At the heart of every Ferguson showroom is a focus on inspiration. The goal is to show customers what is possible in a way that is not overwhelming. The company groups products by trend and then by type, which allows sales specialists to direct clients to the products that appeal to them. For instance, the plumbing area offers vignettes that mimic a bathroom or a kitchen to set the scene. Customers look at these vignettes to decide what trend appeals to them before diving into specific product selection.
The lighting area groups products by style so that similar products are together by trend. Bailey explains, “You will see all the crystal together, and all the modern pieces together. A client’s home will typically represent a specific trend, and this way we can direct them to the pieces that would work in their environment,” she says. Realigning products in this way throughout the store simplifies product selections and aids customers with their purchase decisions.
While appliances are also grouped by vignette, here they are grouped by brand. This aligns with how clients purchase these products for their homes. The vignettes show what a full kitchen suite by a specific vendor would look like, she says. Some kitchen vignettes are fully operational as well.
All areas are aesthetically appealing places designed to make customers feel at home. They offer clients an experience for all five senses, from the music playing in the background, to the smell of fresh baked cookies, to the visually appealing lighting on products that they can touch and feel.

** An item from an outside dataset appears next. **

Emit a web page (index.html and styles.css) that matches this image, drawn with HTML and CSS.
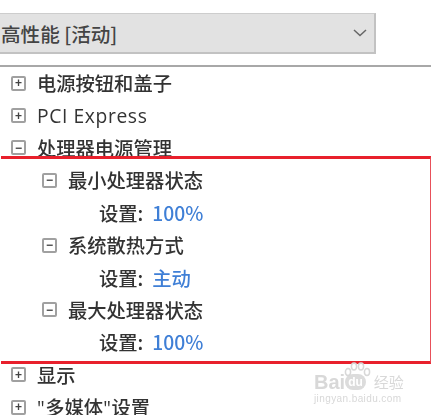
FILE: index.html
```html
<!DOCTYPE html>
<html lang="zh-CN">
<head>
  <meta charset="UTF-8">
  <title>电源选项</title>
  <link rel="stylesheet" href="styles.css">
</head>
<body>
  <div class="page">
    <div class="plan-select">
      <span>高性能 [活动]</span>
      <svg class="chevron" width="14" height="8" viewBox="0 0 14 8"><path d="M1 1l6 5.5L13 1" fill="none" stroke="#666" stroke-width="1.5"/></svg>
    </div>
    <div class="divider"></div>

    <ul class="tree">
      <li class="row"><span class="toggle">+</span>电源按钮和盖子</li>
      <li class="row"><span class="toggle">+</span><span class="latin">PCI Express</span></li>
      <li class="row"><span class="toggle">−</span>处理器电源管理</li>
      <li class="row sub"><span class="toggle">−</span>最小处理器状态</li>
      <li class="row setting">设置:<span class="value">100%</span></li>
      <li class="row sub"><span class="toggle">−</span>系统散热方式</li>
      <li class="row setting">设置:<span class="value">主动</span></li>
      <li class="row sub"><span class="toggle">−</span>最大处理器状态</li>
      <li class="row setting">设置:<span class="value">100%</span></li>
      <li class="row"><span class="toggle">+</span>显示</li>
      <li class="row"><span class="toggle">+</span><span class="latin">"</span>多媒体<span class="latin">"</span>设置</li>
    </ul>
  </div>

  <!-- red highlight drawn on top of the screenshot -->
  <div class="highlight"></div>

  <div class="watermark">
    <svg class="wm-paw" width="28" height="22" viewBox="0 0 28 22">
      <g fill="none" stroke="#d8d8d8" stroke-width="1.5">
        <ellipse cx="5" cy="10" rx="2.6" ry="3.4"/>
        <ellipse cx="11" cy="4.5" rx="2.6" ry="3.4"/>
        <ellipse cx="18" cy="4.5" rx="2.6" ry="3.4"/>
        <ellipse cx="24" cy="10" rx="2.6" ry="3.4"/>
      </g>
    </svg>
    <div class="wm-logo">Bai<span class="wm-du">du</span><span class="wm-cn">经验</span></div>
    <div class="wm-url">jingyan.baidu.com</div>
  </div>
</body>
</html>
```

FILE: styles.css
```css
html, body {
  margin: 0;
  padding: 0;
}
body {
  width: 431px;
  height: 415px;
  overflow: hidden;
  background-color: #ffffff;
  font-family: "Noto Sans CJK SC", "Open Sans", sans-serif;
  color: #333;
}
.page {
  filter: blur(0.7px);
  padding-top: 13px;
}
.plan-select {
  width: 376px;
  height: 41px;
  box-sizing: border-box;
  background-color: #e2e2e2;
  border: 1px solid #cdcdcd;
  border-left: none;
  border-right: 2px solid #c2c2c2;
  border-bottom: 2px solid #c2c2c2;
  display: flex;
  align-items: center;
  justify-content: space-between;
  padding: 0 7px 0 1px;
  font-size: 19.6px;
  font-weight: 500;
  color: #444;
}
.divider {
  height: 2px;
  background-color: #a8a8a8;
  margin-top: 11px;
}
.tree {
  list-style: none;
  margin: 0;
  padding: 0;
}
.row {
  height: 32.4px;
  display: flex;
  align-items: center;
  font-size: 19.3px;
  font-weight: 500;
  padding-left: 11px;
  white-space: pre;
}
.latin {
  font-family: "Open Sans", sans-serif;
  letter-spacing: 0.6px;
}
.sub {
  padding-left: 42px;
}
.setting {
  padding-left: 99px;
}
.toggle {
  width: 11px;
  height: 11px;
  border: 2px solid #a0a0a0;
  border-radius: 2px;
  margin-right: 11px;
  display: flex;
  align-items: center;
  justify-content: center;
  font-size: 12px;
  line-height: 1;
  color: #444;
  font-family: "Liberation Sans", sans-serif;
  font-weight: bold;
}
.value {
  color: #3f7fd6;
  margin-left: 9px;
}
.highlight {
  position: absolute;
  left: 1px;
  top: 156px;
  width: 430px;
  height: 208px;
  box-sizing: border-box;
  border-top: 3px solid #e8202c;
  border-bottom: 3px solid #e8202c;
  border-right: 1px solid #e8505a;
}
.watermark {
  position: absolute;
  left: 314px;
  top: 362px;
  width: 117px;
  color: #d8d8d8;
  font-family: "Liberation Sans", sans-serif;
  filter: blur(0.5px);
}
.wm-paw {
  position: absolute;
  left: 29px;
  top: 0;
}
.wm-logo {
  display: flex;
  align-items: center;
  margin-top: 9px;
  font-size: 20px;
  font-weight: bold;
  line-height: 22px;
  white-space: nowrap;
}
.wm-du {
  background-color: #dcdcdc;
  color: #ffffff;
  border-radius: 8px;
  font-size: 12px;
  line-height: 14px;
  padding: 1px 3px;
}
.wm-cn {
  margin-left: 8px;
  font-size: 15px;
  font-weight: normal;
  font-family: "Noto Sans CJK SC", sans-serif;
}
.wm-url {
  font-size: 10px;
  line-height: 12px;
  letter-spacing: 0.4px;
}
```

Bailey stresses the lighting is especially key. “We say lighting is the jewelry of the home, but it’s also what makes our showroom sparkle,” she says. “We are able to merchandise our products with some really beautiful lights that make the showroom very inviting.”
She notes that though most of the lighting hangs from the ceiling, there are some fixtures showcased at eye level to draw attention to the lighting design. The company also offers hands on and working products and has elected to have a working kitchen in every showroom where the appliances are fully functional, so they can demonstrate how the burners work on a cooktop, for example, or how a touch faucet functions versus a sensor faucet. “We can demonstrate these options side by side, and that can be really impactful for a homeowner,” she says.
And, rather than have product literature scattered throughout the space, Ferguson showrooms have designated areas for brochures, as well as small areas for homeowners to meet with their designers or architects. “We view ourselves as an extension of their businesses and as a resource center for them, which is an important piece of the puzzle,” she says.
This environment is capped off with a coordinator’s desk, where every visitor is greeted by a friendly person showing interest in them and their project. There are also comfortable lounge areas where clients can rest their feet and wait, while enjoying a hot cup of coffee and a fresh baked cookie. These areas even have televisions, which Bailey jokes allow the “non-interested spouse to sit back and enjoy the game, while the other spouse makes product selections.”
Though Bailey says she cannot isolate sales in a way that allows the company to attribute them to the new showrooms, she can say the remodeled showrooms help them retain its status as a premier lighting, bath and kitchen company. “Remodeling the showrooms just reflects our overall philosophy of constant improvement. While we do look for the ROI in our investments, our true motivators are to make sure we are staying best in class, maintaining our relevance and providing the best possible customer service.”